Benz: Good to see you, too, Susan.
Don’t Rush to Invest Extra Cash in Your Portfolio
Dziubinski: As I mentioned, stocks have had a phenomenal run in 2024 and had a pretty good 2023, too. You think a key mistake that investors might be making heading into 2025 is that feeling that they’re hopelessly late to the party. What should investors who have maybe more cash than they should on the sidelines do?
Benz: It’s an important point, Susan. I think sometimes we don’t talk enough about people who maybe got themselves into a defensive crouch with their portfolio or maybe they had some infusion of cash, and they’re kind of sitting back hearing people like our team saying, “Well, US equity valuations are kind of elevated.” But I think the key in that situation is that you do want to try to minimize regret. The way you do that is by not putting all the money in at one time, but you dollar-cost-average in over a period of months, not too long a period, assuming you have a reasonably long time horizon, but really get that money to work rather than sitting there worrying about whether the timing is right.

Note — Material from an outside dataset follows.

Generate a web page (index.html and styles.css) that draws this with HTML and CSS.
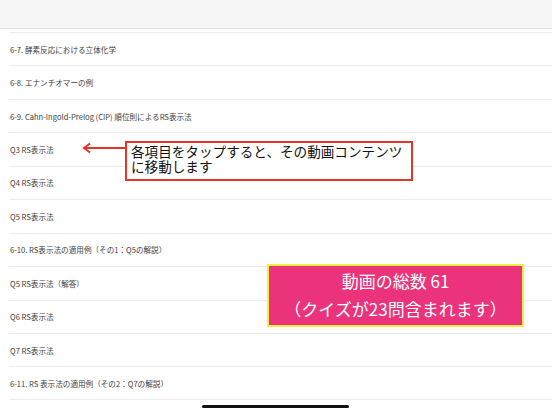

And then, another key sort of mistake to avoid related to that is, if you are putting new money to work, don’t drive with the rearview mirror where you’re going to put it all into the thing that has performed really well. Be careful there because chances are if performance recently has been excellent, valuations are somewhat elevated. So, diversification is your friend. And that goes for the timing of your contributions, as well as what you put the money into.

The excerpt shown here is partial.